- _Task prompt_: Leave out the pictures and repeat the data exactly.

>> BEGIN Source data

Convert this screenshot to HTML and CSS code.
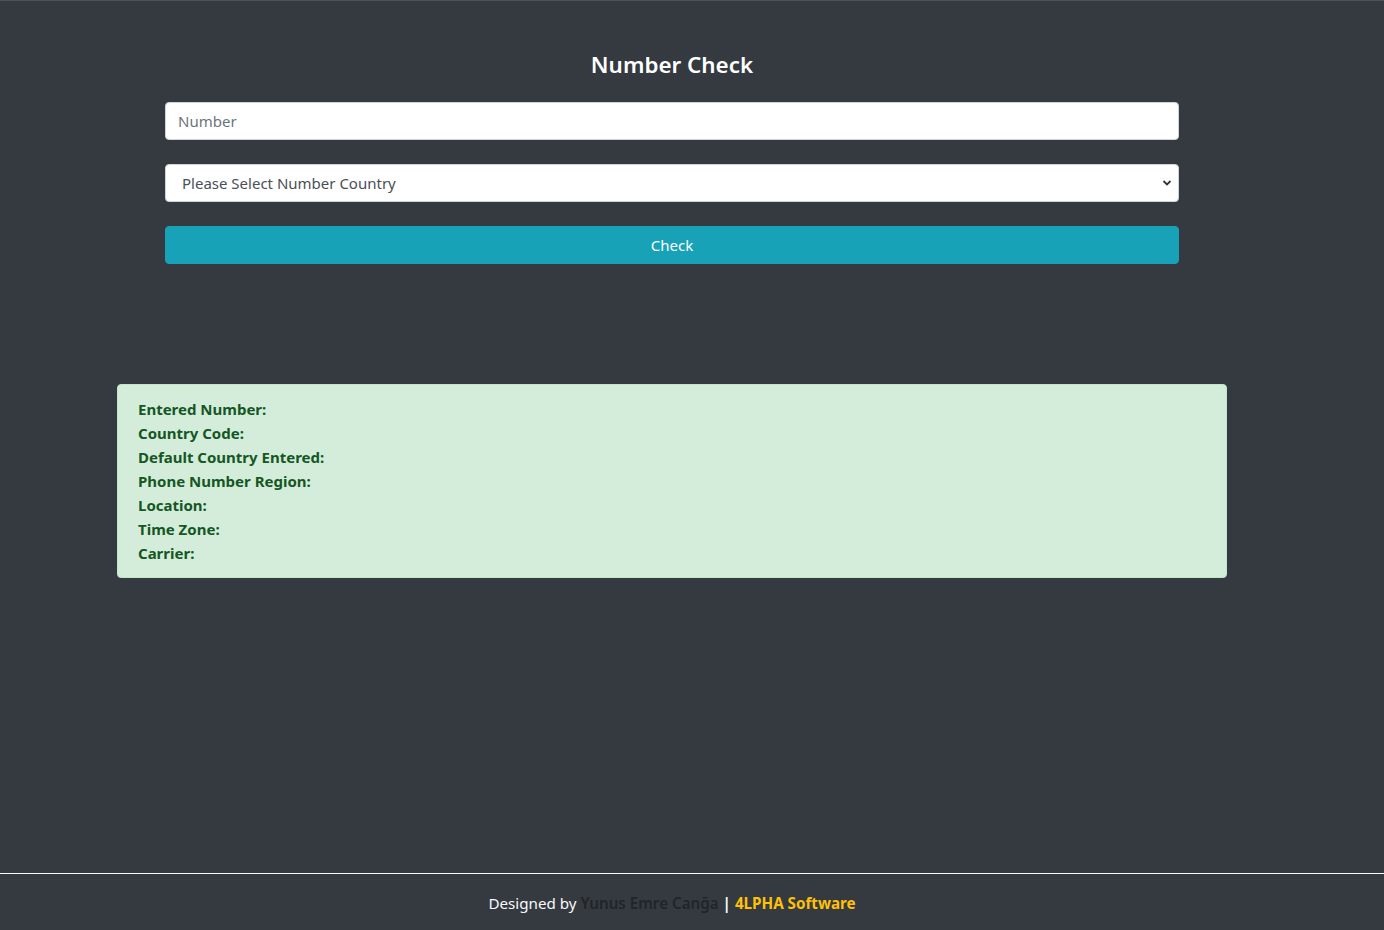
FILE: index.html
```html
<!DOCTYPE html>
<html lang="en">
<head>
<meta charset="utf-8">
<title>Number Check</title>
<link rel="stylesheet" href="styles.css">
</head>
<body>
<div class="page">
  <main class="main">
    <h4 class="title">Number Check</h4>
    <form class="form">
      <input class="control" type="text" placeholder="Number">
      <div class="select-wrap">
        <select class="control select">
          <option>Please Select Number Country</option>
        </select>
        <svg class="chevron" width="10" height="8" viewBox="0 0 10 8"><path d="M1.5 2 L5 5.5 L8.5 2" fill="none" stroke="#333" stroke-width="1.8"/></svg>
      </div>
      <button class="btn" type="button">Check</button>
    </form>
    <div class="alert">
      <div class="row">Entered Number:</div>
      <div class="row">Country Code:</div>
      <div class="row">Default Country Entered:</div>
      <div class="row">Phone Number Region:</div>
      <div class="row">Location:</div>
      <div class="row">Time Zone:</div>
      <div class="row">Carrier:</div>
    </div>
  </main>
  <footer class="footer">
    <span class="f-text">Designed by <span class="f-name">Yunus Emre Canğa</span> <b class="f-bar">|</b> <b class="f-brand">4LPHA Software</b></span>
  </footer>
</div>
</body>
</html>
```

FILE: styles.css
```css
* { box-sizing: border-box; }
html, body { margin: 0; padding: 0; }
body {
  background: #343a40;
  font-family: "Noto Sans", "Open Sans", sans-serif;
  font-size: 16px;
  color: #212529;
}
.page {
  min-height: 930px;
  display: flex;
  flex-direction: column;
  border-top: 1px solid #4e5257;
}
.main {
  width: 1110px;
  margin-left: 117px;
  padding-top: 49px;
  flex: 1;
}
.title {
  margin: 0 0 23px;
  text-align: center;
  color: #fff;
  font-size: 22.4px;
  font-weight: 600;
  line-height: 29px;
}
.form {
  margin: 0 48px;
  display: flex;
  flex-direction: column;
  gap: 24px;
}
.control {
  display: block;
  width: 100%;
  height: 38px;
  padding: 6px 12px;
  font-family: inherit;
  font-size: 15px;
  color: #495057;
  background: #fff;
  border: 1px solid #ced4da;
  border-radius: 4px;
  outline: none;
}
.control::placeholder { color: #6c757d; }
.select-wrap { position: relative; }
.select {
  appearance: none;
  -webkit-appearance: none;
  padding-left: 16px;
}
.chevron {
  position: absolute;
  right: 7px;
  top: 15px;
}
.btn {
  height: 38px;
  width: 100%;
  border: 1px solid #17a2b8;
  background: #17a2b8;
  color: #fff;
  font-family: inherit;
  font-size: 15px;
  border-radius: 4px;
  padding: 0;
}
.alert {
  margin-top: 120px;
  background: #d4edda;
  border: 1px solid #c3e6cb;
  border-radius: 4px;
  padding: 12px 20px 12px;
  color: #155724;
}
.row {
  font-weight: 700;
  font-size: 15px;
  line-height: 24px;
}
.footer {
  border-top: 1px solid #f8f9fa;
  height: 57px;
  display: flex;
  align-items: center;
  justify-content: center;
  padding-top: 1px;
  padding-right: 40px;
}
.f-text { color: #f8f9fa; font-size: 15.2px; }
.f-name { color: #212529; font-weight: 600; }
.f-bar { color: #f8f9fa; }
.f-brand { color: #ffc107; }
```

>> END Source data

- _Task result_:
Convert this screenshot to HTML and CSS code.
FILE: index.html
```html
<!DOCTYPE html>
<html lang="en">
<head>
<meta charset="utf-8">
<title>Number Check</title>
<link rel="stylesheet" href="styles.css">
</head>
<body>
<div class="page">
  <main class="main">
    <h4 class="title">Number Check</h4>
    <form class="form">
      <input class="control" type="text" placeholder="Number">
      <div class="select-wrap">
        <select class="control select">
          <option>Please Select Number Country</option>
        </select>
        <svg class="chevron" width="10" height="8" viewBox="0 0 10 8"><path d="M1.5 2 L5 5.5 L8.5 2" fill="none" stroke="#333" stroke-width="1.8"/></svg>
      </div>
      <button class="btn" type="button">Check</button>
    </form>
    <div class="alert">
      <div class="row">Entered Number:</div>
      <div class="row">Country Code:</div>
      <div class="row">Default Country Entered:</div>
      <div class="row">Phone Number Region:</div>
      <div class="row">Location:</div>
      <div class="row">Time Zone:</div>
      <div class="row">Carrier:</div>
    </div>
  </main>
  <footer class="footer">
    <span class="f-text">Designed by <span class="f-name">Yunus Emre Canğa</span> <b class="f-bar">|</b> <b class="f-brand">4LPHA Software</b></span>
  </footer>
</div>
</body>
</html>
```

FILE: styles.css
```css
* { box-sizing: border-box; }
html, body { margin: 0; padding: 0; }
body {
  background: #343a40;
  font-family: "Noto Sans", "Open Sans", sans-serif;
  font-size: 16px;
  color: #212529;
}
.page {
  min-height: 930px;
  display: flex;
  flex-direction: column;
  border-top: 1px solid #4e5257;
}
.main {
  width: 1110px;
  margin-left: 117px;
  padding-top: 49px;
  flex: 1;
}
.title {
  margin: 0 0 23px;
  text-align: center;
  color: #fff;
  font-size: 22.4px;
  font-weight: 600;
  line-height: 29px;
}
.form {
  margin: 0 48px;
  display: flex;
  flex-direction: column;
  gap: 24px;
}
.control {
  display: block;
  width: 100%;
  height: 38px;
  padding: 6px 12px;
  font-family: inherit;
  font-size: 15px;
  color: #495057;
  background: #fff;
  border: 1px solid #ced4da;
  border-radius: 4px;
  outline: none;
}
.control::placeholder { color: #6c757d; }
.select-wrap { position: relative; }
.select {
  appearance: none;
  -webkit-appearance: none;
  padding-left: 16px;
}
.chevron {
  position: absolute;
  right: 7px;
  top: 15px;
}
.btn {
  height: 38px;
  width: 100%;
  border: 1px solid #17a2b8;
  background: #17a2b8;
  color: #fff;
  font-family: inherit;
  font-size: 15px;
  border-radius: 4px;
  padding: 0;
}
.alert {
  margin-top: 120px;
  background: #d4edda;
  border: 1px solid #c3e6cb;
  border-radius: 4px;
  padding: 12px 20px 12px;
  color: #155724;
}
.row {
  font-weight: 700;
  font-size: 15px;
  line-height: 24px;
}
.footer {
  border-top: 1px solid #f8f9fa;
  height: 57px;
  display: flex;
  align-items: center;
  justify-content: center;
  padding-top: 1px;
  padding-right: 40px;
}
.f-text { color: #f8f9fa; font-size: 15.2px; }
.f-name { color: #212529; font-weight: 600; }
.f-bar { color: #f8f9fa; }
.f-brand { color: #ffc107; }
```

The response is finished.